* GIVEN INSTRUCTION
Check each line of the records below and collect those holding "this".

* EXCERPTED DATA
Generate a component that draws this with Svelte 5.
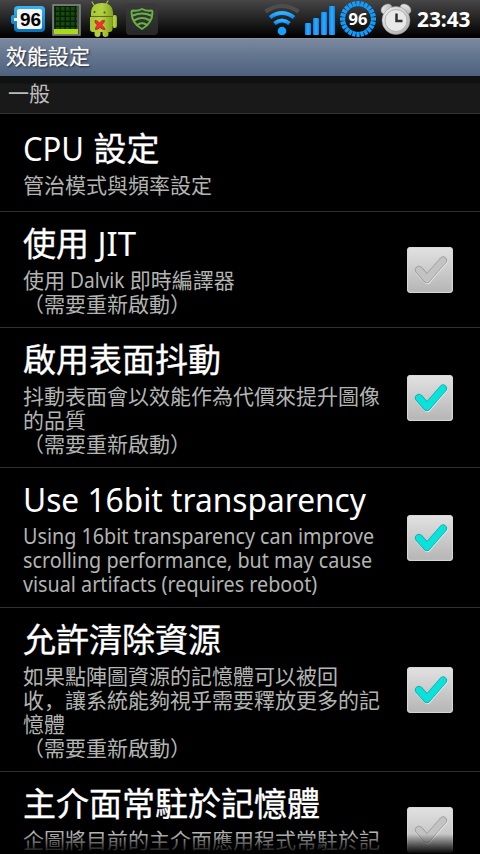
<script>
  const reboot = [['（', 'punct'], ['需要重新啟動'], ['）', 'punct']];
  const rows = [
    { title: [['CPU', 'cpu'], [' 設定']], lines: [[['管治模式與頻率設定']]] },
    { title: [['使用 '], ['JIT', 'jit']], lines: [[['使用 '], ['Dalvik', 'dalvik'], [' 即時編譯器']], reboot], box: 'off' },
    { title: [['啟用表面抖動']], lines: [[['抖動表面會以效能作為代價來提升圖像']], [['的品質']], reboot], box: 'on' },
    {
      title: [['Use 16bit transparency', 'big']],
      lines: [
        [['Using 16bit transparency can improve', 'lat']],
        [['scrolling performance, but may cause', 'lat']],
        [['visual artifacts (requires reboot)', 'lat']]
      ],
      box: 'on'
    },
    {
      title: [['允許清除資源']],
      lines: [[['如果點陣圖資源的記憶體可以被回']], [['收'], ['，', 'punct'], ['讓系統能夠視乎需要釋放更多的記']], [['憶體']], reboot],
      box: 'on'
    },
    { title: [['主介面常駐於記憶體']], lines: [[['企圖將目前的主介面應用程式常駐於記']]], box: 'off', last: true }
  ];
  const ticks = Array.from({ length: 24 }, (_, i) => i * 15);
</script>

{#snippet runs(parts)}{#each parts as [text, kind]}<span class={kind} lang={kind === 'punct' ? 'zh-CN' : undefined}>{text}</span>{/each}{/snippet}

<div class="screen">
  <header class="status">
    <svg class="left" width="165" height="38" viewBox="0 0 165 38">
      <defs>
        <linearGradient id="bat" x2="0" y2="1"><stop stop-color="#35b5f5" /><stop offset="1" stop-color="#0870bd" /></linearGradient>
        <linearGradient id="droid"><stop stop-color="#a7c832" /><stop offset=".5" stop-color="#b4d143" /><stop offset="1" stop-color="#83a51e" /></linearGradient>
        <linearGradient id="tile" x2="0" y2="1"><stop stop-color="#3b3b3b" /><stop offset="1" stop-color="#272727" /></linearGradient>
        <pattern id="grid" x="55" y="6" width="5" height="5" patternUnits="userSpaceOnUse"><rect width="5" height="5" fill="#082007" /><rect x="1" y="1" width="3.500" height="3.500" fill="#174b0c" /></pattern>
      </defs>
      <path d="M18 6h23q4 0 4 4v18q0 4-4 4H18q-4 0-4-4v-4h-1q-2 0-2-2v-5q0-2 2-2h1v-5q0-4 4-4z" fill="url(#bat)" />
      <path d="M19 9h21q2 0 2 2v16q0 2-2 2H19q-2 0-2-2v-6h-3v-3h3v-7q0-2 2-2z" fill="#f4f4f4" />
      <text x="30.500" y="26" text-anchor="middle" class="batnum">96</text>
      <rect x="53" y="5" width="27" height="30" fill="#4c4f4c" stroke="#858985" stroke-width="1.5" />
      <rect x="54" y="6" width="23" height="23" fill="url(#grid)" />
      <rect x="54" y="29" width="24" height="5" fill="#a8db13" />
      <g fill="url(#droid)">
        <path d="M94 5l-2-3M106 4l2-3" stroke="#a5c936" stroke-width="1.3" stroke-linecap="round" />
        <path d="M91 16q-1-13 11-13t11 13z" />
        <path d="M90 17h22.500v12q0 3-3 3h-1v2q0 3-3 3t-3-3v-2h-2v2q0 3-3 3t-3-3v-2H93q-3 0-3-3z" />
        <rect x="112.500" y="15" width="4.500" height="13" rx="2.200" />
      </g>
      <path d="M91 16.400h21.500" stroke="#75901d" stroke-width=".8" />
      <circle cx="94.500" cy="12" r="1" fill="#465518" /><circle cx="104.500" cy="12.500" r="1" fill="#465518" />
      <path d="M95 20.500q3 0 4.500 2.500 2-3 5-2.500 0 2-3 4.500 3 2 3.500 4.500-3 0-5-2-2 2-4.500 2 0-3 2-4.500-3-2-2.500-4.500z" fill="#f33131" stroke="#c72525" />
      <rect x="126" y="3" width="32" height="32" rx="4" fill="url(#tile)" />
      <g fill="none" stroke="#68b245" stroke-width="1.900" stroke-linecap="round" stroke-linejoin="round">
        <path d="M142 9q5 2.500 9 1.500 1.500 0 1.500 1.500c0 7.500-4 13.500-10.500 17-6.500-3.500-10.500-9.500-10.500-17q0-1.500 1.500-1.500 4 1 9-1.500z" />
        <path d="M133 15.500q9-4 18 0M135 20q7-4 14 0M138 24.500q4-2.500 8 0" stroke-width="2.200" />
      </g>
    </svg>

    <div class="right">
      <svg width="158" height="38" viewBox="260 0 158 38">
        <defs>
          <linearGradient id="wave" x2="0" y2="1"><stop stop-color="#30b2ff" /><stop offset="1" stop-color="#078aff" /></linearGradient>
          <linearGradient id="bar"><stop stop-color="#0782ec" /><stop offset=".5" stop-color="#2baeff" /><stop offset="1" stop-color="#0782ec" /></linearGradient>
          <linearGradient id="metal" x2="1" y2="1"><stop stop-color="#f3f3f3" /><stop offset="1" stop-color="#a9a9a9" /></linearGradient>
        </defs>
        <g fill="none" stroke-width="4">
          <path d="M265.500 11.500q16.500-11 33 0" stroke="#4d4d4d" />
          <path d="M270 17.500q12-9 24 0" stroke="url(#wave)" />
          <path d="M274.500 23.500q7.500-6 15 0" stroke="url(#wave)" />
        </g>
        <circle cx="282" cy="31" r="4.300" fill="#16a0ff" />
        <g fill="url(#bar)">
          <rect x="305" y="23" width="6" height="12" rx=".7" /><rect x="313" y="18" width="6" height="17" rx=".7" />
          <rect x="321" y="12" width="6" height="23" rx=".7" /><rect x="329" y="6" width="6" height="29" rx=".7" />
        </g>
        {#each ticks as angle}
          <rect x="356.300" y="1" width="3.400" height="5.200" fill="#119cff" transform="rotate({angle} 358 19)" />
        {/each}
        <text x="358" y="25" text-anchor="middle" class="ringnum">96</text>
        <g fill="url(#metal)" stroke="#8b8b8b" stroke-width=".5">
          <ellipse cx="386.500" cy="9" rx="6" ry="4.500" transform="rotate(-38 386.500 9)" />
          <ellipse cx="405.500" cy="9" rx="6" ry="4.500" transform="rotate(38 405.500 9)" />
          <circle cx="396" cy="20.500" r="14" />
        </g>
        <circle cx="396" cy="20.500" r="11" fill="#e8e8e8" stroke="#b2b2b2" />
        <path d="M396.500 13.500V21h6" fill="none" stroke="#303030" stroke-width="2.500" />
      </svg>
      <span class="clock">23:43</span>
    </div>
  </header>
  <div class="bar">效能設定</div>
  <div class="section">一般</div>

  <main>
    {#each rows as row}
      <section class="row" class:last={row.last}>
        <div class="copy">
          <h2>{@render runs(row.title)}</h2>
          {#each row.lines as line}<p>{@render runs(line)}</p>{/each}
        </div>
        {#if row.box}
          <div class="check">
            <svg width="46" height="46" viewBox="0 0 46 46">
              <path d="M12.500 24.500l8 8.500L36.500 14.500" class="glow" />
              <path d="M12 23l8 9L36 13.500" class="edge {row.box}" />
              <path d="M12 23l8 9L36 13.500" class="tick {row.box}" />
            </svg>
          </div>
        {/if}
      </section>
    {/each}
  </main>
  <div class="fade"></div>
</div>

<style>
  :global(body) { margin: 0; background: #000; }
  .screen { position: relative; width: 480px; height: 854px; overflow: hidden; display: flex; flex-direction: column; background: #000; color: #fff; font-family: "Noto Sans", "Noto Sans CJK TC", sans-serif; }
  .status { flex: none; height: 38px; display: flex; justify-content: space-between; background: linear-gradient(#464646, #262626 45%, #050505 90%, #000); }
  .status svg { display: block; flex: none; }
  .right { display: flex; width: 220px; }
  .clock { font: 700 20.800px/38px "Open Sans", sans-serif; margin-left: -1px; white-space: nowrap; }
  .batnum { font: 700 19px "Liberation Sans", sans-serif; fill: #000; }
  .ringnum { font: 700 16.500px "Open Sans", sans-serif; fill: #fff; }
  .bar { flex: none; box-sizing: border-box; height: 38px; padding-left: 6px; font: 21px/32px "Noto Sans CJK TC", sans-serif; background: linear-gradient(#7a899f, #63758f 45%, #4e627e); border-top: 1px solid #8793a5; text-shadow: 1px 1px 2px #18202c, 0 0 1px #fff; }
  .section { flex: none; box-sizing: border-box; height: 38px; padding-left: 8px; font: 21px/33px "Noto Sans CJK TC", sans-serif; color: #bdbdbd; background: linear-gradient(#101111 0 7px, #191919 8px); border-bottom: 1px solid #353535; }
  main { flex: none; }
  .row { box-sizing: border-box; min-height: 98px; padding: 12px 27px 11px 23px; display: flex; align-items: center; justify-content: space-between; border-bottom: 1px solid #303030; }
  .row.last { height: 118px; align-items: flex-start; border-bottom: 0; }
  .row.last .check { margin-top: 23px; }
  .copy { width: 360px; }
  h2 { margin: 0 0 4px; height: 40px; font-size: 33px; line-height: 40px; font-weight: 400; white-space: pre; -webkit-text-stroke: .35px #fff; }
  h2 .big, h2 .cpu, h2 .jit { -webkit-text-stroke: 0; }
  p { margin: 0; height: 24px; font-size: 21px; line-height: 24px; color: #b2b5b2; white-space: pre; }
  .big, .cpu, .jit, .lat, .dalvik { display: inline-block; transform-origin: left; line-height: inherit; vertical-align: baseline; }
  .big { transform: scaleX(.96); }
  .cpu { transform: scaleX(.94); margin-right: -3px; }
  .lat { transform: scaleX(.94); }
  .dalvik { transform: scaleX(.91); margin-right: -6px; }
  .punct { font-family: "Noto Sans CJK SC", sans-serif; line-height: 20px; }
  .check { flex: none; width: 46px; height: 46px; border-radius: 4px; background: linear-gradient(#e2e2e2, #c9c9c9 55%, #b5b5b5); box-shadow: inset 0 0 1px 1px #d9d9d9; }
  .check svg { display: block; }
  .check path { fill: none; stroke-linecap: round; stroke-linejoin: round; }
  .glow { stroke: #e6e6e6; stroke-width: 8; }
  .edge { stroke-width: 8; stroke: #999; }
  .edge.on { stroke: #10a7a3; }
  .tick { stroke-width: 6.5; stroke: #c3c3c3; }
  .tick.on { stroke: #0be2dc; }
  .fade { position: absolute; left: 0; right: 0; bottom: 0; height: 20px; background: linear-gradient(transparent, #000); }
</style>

---

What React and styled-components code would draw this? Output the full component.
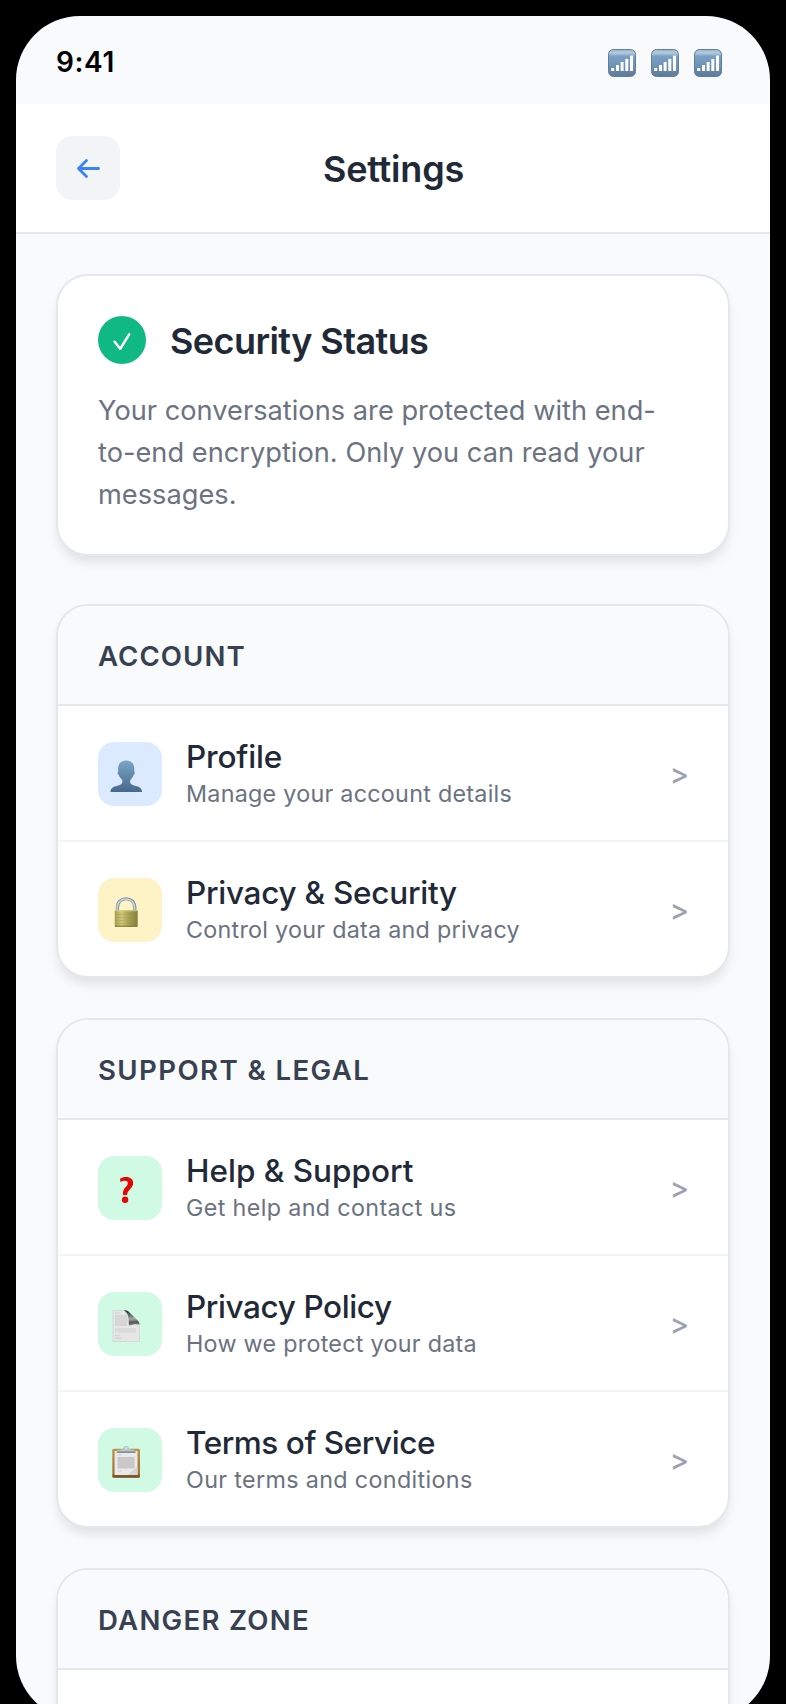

* EXPECTED OUTPUT
Generate a component that draws this with Svelte 5.
What React and styled-components code would draw this? Output the full component.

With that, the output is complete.